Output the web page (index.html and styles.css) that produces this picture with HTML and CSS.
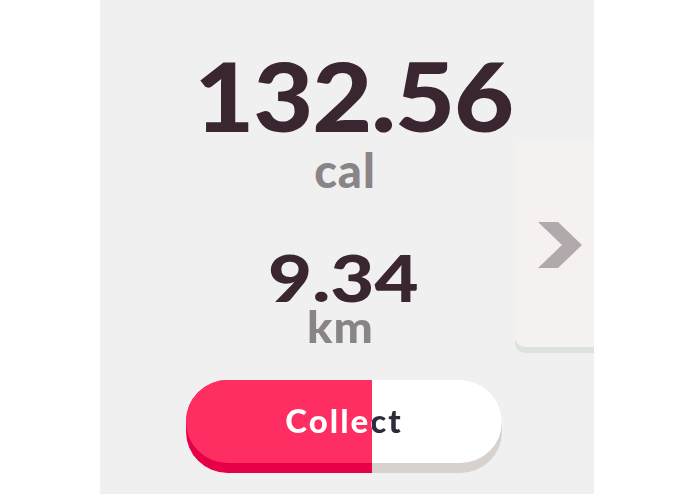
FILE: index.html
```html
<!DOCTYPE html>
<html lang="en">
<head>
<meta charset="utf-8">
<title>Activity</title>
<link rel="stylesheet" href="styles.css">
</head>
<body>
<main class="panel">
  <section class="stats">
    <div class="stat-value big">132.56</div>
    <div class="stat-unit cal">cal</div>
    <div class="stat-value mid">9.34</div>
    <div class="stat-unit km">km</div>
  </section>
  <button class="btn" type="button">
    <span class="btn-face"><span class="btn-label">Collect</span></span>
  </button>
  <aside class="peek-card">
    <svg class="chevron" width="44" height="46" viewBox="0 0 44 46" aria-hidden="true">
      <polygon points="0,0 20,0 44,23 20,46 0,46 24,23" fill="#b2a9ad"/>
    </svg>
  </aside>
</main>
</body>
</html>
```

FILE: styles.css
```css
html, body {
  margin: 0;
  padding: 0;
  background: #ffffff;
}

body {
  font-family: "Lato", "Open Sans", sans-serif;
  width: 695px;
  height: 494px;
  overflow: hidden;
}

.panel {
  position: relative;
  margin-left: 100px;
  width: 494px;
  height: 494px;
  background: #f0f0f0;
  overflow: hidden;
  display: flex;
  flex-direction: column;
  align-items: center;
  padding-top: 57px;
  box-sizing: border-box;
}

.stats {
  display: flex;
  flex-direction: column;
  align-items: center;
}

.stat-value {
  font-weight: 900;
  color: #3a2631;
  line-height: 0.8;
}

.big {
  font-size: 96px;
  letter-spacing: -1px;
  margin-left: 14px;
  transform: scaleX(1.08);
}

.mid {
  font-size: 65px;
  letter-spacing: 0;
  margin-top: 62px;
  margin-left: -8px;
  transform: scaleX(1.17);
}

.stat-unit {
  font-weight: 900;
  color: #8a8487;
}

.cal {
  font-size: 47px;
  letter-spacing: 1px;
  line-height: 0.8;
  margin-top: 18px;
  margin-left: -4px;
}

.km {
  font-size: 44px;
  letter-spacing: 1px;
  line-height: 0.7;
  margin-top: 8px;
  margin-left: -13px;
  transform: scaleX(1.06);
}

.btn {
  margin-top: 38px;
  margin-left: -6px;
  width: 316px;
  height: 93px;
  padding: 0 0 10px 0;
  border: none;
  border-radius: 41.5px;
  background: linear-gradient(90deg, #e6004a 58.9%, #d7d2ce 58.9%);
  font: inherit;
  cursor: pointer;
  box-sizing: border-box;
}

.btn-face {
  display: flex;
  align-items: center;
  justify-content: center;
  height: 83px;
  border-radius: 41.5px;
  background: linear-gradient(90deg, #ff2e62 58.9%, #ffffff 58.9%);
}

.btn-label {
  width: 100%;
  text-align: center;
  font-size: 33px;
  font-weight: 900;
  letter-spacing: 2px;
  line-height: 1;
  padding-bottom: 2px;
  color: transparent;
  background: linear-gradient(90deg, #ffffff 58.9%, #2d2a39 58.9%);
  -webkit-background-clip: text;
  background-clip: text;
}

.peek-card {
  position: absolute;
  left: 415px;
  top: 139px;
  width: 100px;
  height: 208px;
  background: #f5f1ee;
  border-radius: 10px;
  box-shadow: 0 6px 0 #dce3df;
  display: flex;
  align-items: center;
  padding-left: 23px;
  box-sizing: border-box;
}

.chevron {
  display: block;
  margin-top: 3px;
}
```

────────

(Goal of the exercise): Do not include the images; transcribe the rest of the listing exactly.

(Exercise response):
Output the web page (index.html and styles.css) that produces this picture with HTML and CSS.
FILE: index.html
```html
<!DOCTYPE html>
<html lang="en">
<head>
<meta charset="utf-8">
<title>Activity</title>
<link rel="stylesheet" href="styles.css">
</head>
<body>
<main class="panel">
  <section class="stats">
    <div class="stat-value big">132.56</div>
    <div class="stat-unit cal">cal</div>
    <div class="stat-value mid">9.34</div>
    <div class="stat-unit km">km</div>
  </section>
  <button class="btn" type="button">
    <span class="btn-face"><span class="btn-label">Collect</span></span>
  </button>
  <aside class="peek-card">
    <svg class="chevron" width="44" height="46" viewBox="0 0 44 46" aria-hidden="true">
      <polygon points="0,0 20,0 44,23 20,46 0,46 24,23" fill="#b2a9ad"/>
    </svg>
  </aside>
</main>
</body>
</html>
```

FILE: styles.css
```css
html, body {
  margin: 0;
  padding: 0;
  background: #ffffff;
}

body {
  font-family: "Lato", "Open Sans", sans-serif;
  width: 695px;
  height: 494px;
  overflow: hidden;
}

.panel {
  position: relative;
  margin-left: 100px;
  width: 494px;
  height: 494px;
  background: #f0f0f0;
  overflow: hidden;
  display: flex;
  flex-direction: column;
  align-items: center;
  padding-top: 57px;
  box-sizing: border-box;
}

.stats {
  display: flex;
  flex-direction: column;
  align-items: center;
}

.stat-value {
  font-weight: 900;
  color: #3a2631;
  line-height: 0.8;
}

.big {
  font-size: 96px;
  letter-spacing: -1px;
  margin-left: 14px;
  transform: scaleX(1.08);
}

.mid {
  font-size: 65px;
  letter-spacing: 0;
  margin-top: 62px;
  margin-left: -8px;
  transform: scaleX(1.17);
}

.stat-unit {
  font-weight: 900;
  color: #8a8487;
}

.cal {
  font-size: 47px;
  letter-spacing: 1px;
  line-height: 0.8;
  margin-top: 18px;
  margin-left: -4px;
}

.km {
  font-size: 44px;
  letter-spacing: 1px;
  line-height: 0.7;
  margin-top: 8px;
  margin-left: -13px;
  transform: scaleX(1.06);
}

.btn {
  margin-top: 38px;
  margin-left: -6px;
  width: 316px;
  height: 93px;
  padding: 0 0 10px 0;
  border: none;
  border-radius: 41.5px;
  background: linear-gradient(90deg, #e6004a 58.9%, #d7d2ce 58.9%);
  font: inherit;
  cursor: pointer;
  box-sizing: border-box;
}

.btn-face {
  display: flex;
  align-items: center;
  justify-content: center;
  height: 83px;
  border-radius: 41.5px;
  background: linear-gradient(90deg, #ff2e62 58.9%, #ffffff 58.9%);
}

.btn-label {
  width: 100%;
  text-align: center;
  font-size: 33px;
  font-weight: 900;
  letter-spacing: 2px;
  line-height: 1;
  padding-bottom: 2px;
  color: transparent;
  background: linear-gradient(90deg, #ffffff 58.9%, #2d2a39 58.9%);
  -webkit-background-clip: text;
  background-clip: text;
}

.peek-card {
  position: absolute;
  left: 415px;
  top: 139px;
  width: 100px;
  height: 208px;
  background: #f5f1ee;
  border-radius: 10px;
  box-shadow: 0 6px 0 #dce3df;
  display: flex;
  align-items: center;
  padding-left: 23px;
  box-sizing: border-box;
}

.chevron {
  display: block;
  margin-top: 3px;
}
```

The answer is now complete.